If his name sounds familiar, it’s because Bowers testified at the January 6 House committee about the illegal attempts by the Trump team to overturn the election.

“The thought that if you don’t do what we like,” Bowers told Britain’s Guardian, “then we will just get rid of you and march on and do it ourselves – that to me is fascism. The constitution is hanging by a thread.”

In an interview with Ed Pilkington, Bowers “spoke his mind about the phone conversations he had with Trump and his lawyer Rudy Giuliani at the height of the stolen election mayhem in 2020. He spoke about the ‘clown circus’ of Trump loyalists who tried to bully him into subverting the election, and about the ‘emotional violence’ that has been embraced by increasingly powerful sections of the Republican party in Arizona and nationally.”

And Republicans like Liz Cheney and others have been punished by constituents because they choose to stand up to a bully and stand by the constitution.

“Core values were instilled in him as a child growing up within a conservative Republican tradition,” Pilkington writes.  “Family, faith, community – these are values at a very core level.

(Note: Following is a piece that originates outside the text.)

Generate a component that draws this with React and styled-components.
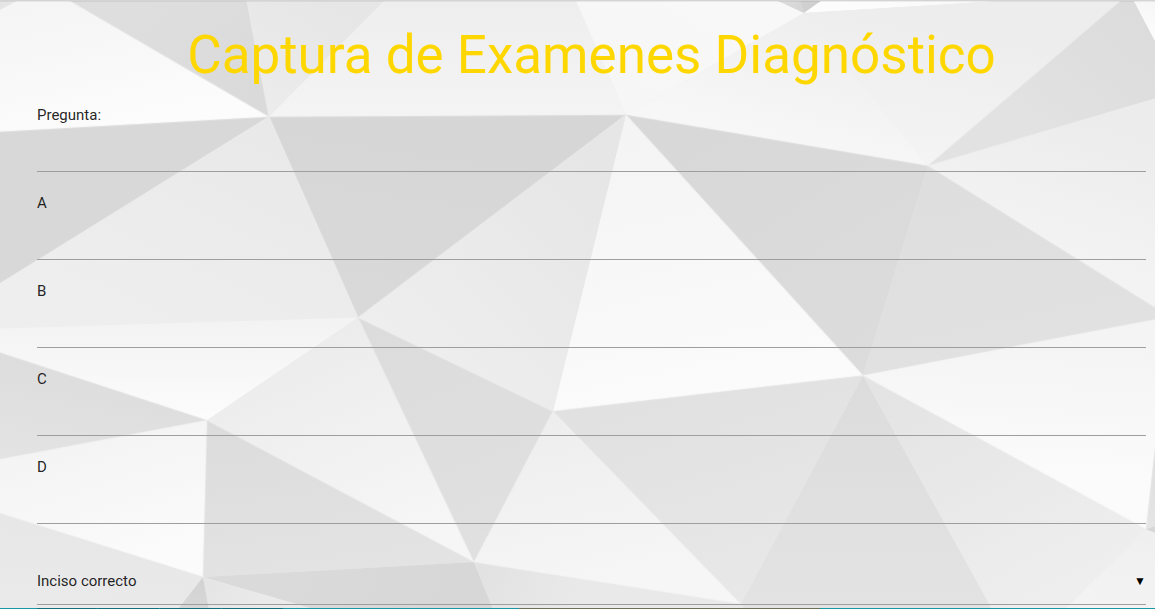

You don’t survive out here, on land like this, alone,” Bowers said.

Bowers voted for Trump in the last election.

“I campaigned for Trump, I went to his rallies, I stood up on the stage with him,” he said.

Somewhere along the line, however, Bowers could see the shift. He described the split “between his old-school Republican values and those of a new cadre of activists who were energized by Trump and his embrace of conspiracy theories and strongman politics.”

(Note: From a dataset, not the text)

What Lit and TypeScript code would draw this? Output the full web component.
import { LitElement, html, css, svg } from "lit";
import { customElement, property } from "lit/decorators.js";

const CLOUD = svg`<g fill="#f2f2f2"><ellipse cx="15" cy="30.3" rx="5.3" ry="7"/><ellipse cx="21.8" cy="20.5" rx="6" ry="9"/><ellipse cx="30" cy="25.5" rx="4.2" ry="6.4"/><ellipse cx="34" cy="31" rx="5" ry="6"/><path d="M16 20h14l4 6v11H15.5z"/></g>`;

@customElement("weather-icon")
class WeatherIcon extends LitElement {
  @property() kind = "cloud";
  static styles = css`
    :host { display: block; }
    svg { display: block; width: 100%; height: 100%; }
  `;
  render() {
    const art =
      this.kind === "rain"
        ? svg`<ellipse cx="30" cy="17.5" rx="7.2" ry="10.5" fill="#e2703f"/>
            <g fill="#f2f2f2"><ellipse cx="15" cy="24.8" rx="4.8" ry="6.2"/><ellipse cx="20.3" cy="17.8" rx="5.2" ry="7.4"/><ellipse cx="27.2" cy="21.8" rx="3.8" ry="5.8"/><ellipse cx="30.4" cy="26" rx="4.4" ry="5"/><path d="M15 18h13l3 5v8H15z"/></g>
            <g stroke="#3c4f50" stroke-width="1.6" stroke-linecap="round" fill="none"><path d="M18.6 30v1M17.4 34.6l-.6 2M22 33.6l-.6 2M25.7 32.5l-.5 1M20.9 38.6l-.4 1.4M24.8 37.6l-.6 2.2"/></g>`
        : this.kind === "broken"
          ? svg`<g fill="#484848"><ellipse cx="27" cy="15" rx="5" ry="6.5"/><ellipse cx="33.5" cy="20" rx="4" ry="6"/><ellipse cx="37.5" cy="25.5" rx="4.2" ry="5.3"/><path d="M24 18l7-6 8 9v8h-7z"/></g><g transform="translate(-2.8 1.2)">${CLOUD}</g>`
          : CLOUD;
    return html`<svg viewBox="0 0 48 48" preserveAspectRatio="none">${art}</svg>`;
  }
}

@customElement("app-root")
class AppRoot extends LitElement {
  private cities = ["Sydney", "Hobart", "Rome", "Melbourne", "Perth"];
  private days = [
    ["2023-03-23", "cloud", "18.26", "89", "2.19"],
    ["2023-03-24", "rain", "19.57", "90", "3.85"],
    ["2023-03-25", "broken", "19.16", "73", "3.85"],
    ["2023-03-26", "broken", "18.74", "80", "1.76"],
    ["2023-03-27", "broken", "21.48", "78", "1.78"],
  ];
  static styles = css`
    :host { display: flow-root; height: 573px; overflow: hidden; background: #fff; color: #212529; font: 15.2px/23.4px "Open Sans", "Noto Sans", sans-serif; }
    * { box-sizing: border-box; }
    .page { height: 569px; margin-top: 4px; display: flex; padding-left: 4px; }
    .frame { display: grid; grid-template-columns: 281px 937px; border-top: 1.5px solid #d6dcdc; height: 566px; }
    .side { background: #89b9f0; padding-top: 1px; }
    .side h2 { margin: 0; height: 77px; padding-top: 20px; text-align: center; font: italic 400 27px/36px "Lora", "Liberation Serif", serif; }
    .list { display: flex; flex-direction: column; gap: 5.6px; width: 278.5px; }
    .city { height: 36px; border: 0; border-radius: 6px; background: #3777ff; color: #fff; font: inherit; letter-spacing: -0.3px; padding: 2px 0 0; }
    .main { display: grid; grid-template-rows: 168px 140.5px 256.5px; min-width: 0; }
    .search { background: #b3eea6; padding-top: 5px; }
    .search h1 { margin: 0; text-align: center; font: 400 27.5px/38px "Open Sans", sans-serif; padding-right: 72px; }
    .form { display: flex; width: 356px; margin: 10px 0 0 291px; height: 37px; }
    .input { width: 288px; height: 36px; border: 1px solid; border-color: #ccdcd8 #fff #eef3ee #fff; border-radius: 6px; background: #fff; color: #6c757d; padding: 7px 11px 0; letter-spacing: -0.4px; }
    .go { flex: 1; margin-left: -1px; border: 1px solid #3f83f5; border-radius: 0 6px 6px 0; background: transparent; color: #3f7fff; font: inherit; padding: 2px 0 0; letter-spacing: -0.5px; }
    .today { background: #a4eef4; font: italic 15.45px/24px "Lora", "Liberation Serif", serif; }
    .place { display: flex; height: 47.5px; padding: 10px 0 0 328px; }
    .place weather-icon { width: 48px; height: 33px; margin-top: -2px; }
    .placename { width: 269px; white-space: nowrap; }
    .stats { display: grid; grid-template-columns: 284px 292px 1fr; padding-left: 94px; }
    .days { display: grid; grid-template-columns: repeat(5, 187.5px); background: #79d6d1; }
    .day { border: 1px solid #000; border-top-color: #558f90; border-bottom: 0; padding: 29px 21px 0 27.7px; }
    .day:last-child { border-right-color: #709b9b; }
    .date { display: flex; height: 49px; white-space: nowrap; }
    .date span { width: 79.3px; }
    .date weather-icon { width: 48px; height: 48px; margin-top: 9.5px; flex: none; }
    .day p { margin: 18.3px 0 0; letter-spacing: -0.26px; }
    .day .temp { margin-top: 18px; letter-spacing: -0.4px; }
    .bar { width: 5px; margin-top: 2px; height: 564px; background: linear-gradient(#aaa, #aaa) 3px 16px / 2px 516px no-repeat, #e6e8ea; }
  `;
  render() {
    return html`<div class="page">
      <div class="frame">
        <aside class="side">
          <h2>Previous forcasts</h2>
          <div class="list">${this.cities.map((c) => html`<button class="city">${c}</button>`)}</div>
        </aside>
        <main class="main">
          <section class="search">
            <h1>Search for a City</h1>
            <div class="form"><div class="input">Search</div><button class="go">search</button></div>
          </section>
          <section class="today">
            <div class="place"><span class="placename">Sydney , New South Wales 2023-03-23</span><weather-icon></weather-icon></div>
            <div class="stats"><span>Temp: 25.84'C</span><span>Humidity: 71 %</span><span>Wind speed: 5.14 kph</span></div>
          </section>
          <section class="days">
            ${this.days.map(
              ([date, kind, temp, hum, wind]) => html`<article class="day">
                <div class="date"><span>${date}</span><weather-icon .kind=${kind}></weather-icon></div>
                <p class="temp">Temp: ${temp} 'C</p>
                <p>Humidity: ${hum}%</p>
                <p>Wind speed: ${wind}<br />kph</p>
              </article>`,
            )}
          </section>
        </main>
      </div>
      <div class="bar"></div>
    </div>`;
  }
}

As Trump allies claimed fraud, pressure mounted for a recount. Bowers himself watched the recount process.

“I saw incredible amounts of protocols that were followed and signed off by volunteers – Democrats, Republicans, independents. Yes, Republicans for crying out loud! And they did it by the book.”

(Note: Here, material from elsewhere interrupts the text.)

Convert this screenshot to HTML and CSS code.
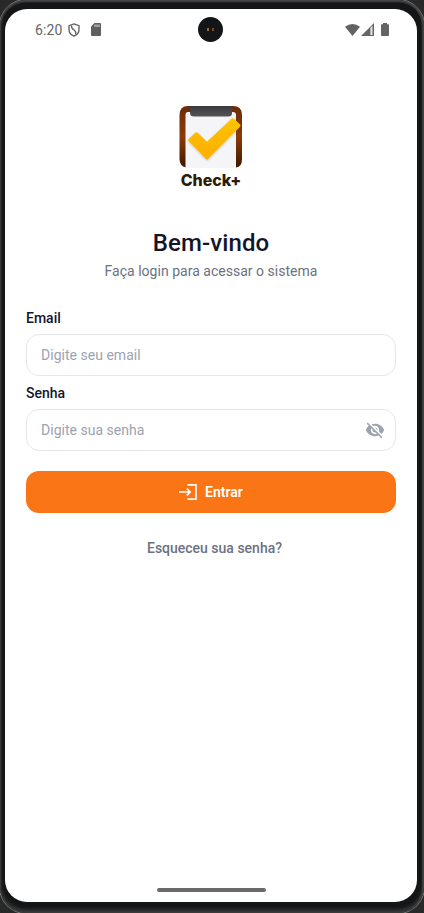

But for Trump and his allies, “by the book” only matters if Trump wins.

During a phone call from Trump and Trump’s personal attorney, Rudy Giuliani, Bowers was told of an “arcane Arizona law” that would permit the Republican majority Arizona legislature “to throw out Biden’s electors and send Trump alternates to Congress in their place.

“‘I’m not a professor of constitutional law,” Bowers said, “but I get the idea. They want me to throw out the vote of my own people,” he recalls thinking. “I said, ‘Oh, wait a minute. Wait, wait, wait. So now, you’re asking me to overthrow the vote of the people of Arizona?

“I took an oath to the American constitution,” Bowers told Trump and Giuliani, “the state constitution, and its laws. Which one of those am I supposed to break?”

When The Guardian reporter asked if his values had been tested, Bowers said, “I never had the thought of giving up. No way. I don’t like bullies. That’s one constant in my life: I. Do. Not. Like. Bullies.”

Asked if he would do it again, Bowers said, “in a heartbeat. I’d do it 50 times in a row.”

America is at a crossroads: we either sit under the thumb of an authoritarian bully and his allies, or we stand by the constitution as Americans. We can’t do both.